Can you suggest me what can I do to avoid this problem without affecting workload?

Rakesh Singh
telecom network solutions - Noida, U.P., India
April 25, 2008

A. Sir:
The red-ish color of the flux is iron (+3) hydroxide (e.g.
Fe(OH)3 which is insoluble at the normal pH of flux which is 4.2. Likely you have substantial quantities of this red-ish solid in the bottom of your flux tank which you must decant off the flux solution and clean out the flux tank (the red-ish solid). More important is the soluble iron which is Fe+2 which is fully soluble at the normal pH of flux. This iron +2 has a slight green color to it. What is your iron +2 concentration (either percent or g/liter basis)? Do you have testing methods for iron +2 in you flux? Titrant would be permanganate (self indicating) or dichromate (with an indicator). Dichromate is much better because it is much more stable. Do you have means to test the pH of your flux? pH paper or a pH meter do not work. What is the density of your flux solution (either baumé units or g/ml)?

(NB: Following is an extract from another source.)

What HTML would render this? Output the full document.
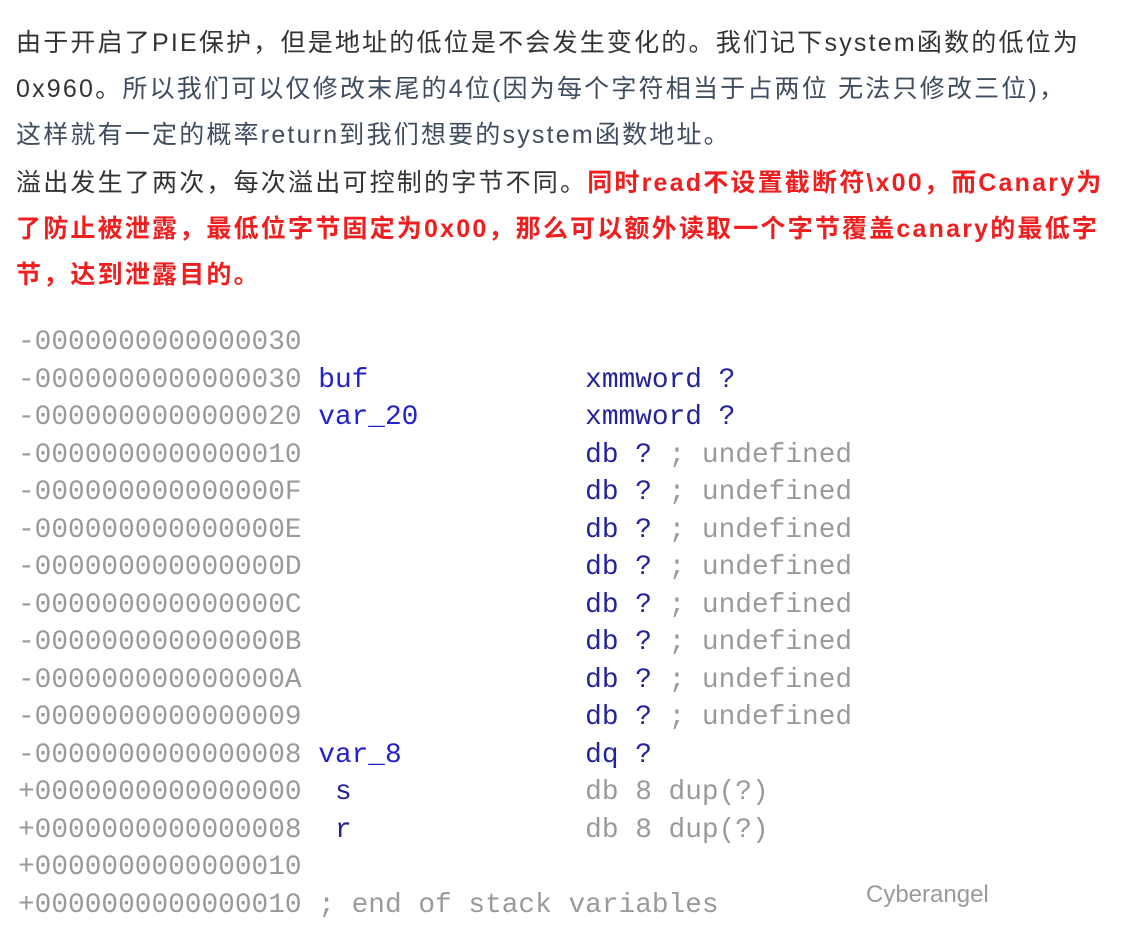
<!DOCTYPE html>
<html><head><meta charset="utf-8"><style>
html,body{margin:0;padding:0;background:#fff;width:1130px;height:933px;overflow:hidden;position:relative}
.t{position:absolute;left:16px;white-space:nowrap;font-family:"Liberation Sans","Noto Sans CJK SC",sans-serif;font-size:25px;letter-spacing:2.2px;line-height:30px;color:#333}
.b{color:#3f4d5f}
.r{color:#f01e1e;font-weight:bold}
.c{position:absolute;left:18px;top:324px;font-family:"Liberation Mono","DejaVu Sans Mono",monospace;font-size:27.8px;line-height:37.53px;color:#9a9a9a;white-space:pre;margin:0}
.n{color:#2222cc}
.k{color:#24249a}
.wm{position:absolute;font-family:"Liberation Sans",sans-serif;color:#9a9a9a;font-size:24px}
</style></head><body>
<div class="t" style="top:28px">由于开启了PIE保护，但是地址的低位是不会发生变化的。我们记下system函数的低位为</div>
<div class="t" style="top:74px">0x960。<span class="b">所以我们可以仅修改末尾的4位(因为每个字符相当于占两位 无法只修改三位)，</span></div>
<div class="t b" style="top:120px">这样就有一定的概率return到我们想要的system函数地址。</div>
<div class="t" style="top:168px">溢出发生了两次，每次溢出可控制的字节不同。<span class="r">同时read不设置截断符\x00，而Canary为</span></div>
<div class="t r" style="top:214px">了防止被泄露，最低位字节固定为0x00，那么可以额外读取一个字节覆盖canary的最低字</div>
<div class="t r" style="top:260px">节，达到泄露目的。</div>
<pre class="c">-0000000000000030
-0000000000000030 <span class="n">buf</span>             <span class="k">xmmword ?</span>
-0000000000000020 <span class="n">var_20</span>          <span class="k">xmmword ?</span>
-0000000000000010                 <span class="k">db ?</span> ; undefined
-000000000000000F                 <span class="k">db ?</span> ; undefined
-000000000000000E                 <span class="k">db ?</span> ; undefined
-000000000000000D                 <span class="k">db ?</span> ; undefined
-000000000000000C                 <span class="k">db ?</span> ; undefined
-000000000000000B                 <span class="k">db ?</span> ; undefined
-000000000000000A                 <span class="k">db ?</span> ; undefined
-0000000000000009                 <span class="k">db ?</span> ; undefined
-0000000000000008 <span class="n">var_8</span>           <span class="k">dq ?</span>
+0000000000000000  <span class="k">s</span>              db 8 dup(?)
+0000000000000008  <span class="k">r</span>              db 8 dup(?)
+0000000000000010
+0000000000000010 ; end of stack variables</pre>
<div class="wm" style="left:866px;top:881px">Cyberangel</div>
</body></html>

Which acid do you use to pickle with? I suspect it is HCl. How many rinse tanks do you have between the HCl and flux tank?

Where is Noida? I worked for Tata in Jamshedpur and Apollo Tubes in the South. India is an interesting country.


Dr. Thomas H. Cook
Galvanizing Consultant - Hot Springs, South Dakota, USA

Q. Sir,
Noida is situated in between New Delhi and Gaziabad. it is newly developed industrial belt in UP or near capital region.

We are checking pH by pH meter generally it is in between 2.4 to 5.2 and Specific gravity by hydrometer is 1.17 to 2.00

We how can we calculate gm/ltr calculation can you suggest.

With best regards,

Rakesh Singhret
- Noida, UP, India
May 21, 2008

A. Sir:
A pH meter cannot be used in hot dip galvanizing flux because the flux is too concentrated and the probe gets "poisoned." Proper pH for flux is 4.2 with a plus/minus of about 0.2 pH units. A specific gravity of 1.17g/L corresponds to a baumé of 21.07. A specific gravity of 2.00g/L corresponds to a baumé of 72.5. This last baumé (e.g. 72.5) is not possible. The baumé of a galvanizing flux measured at room temperature would be in the range of about 12 to about 40 degrees baumé units depending on its composition and purpose. To change from density in grams/Liter to degrees baumé units simply multiply the density by 145, then subtract 145 from that result and then divide by the original density. The Handbook of Chemistry and Physics has a conversion chart for density and baumé.'

Your flux supplier should have a density or baumé chart for each type of flux that they sell that gives the grams/Liter for a specific type of flux. Are you using double salt, triple salt, or quadraflux?

You seem to be new to galvanizing. To make matters more difficult, I have found several Indian fluxes to contain sodium chloride and/or potassium chloride which usually gives poor results.

One flux used in India was made from fertilizer grade ammonium chloride and technical grade zinc chloride. This flux with a suitable wetting agent at 0.03% was doing an excellent job for galvanizing.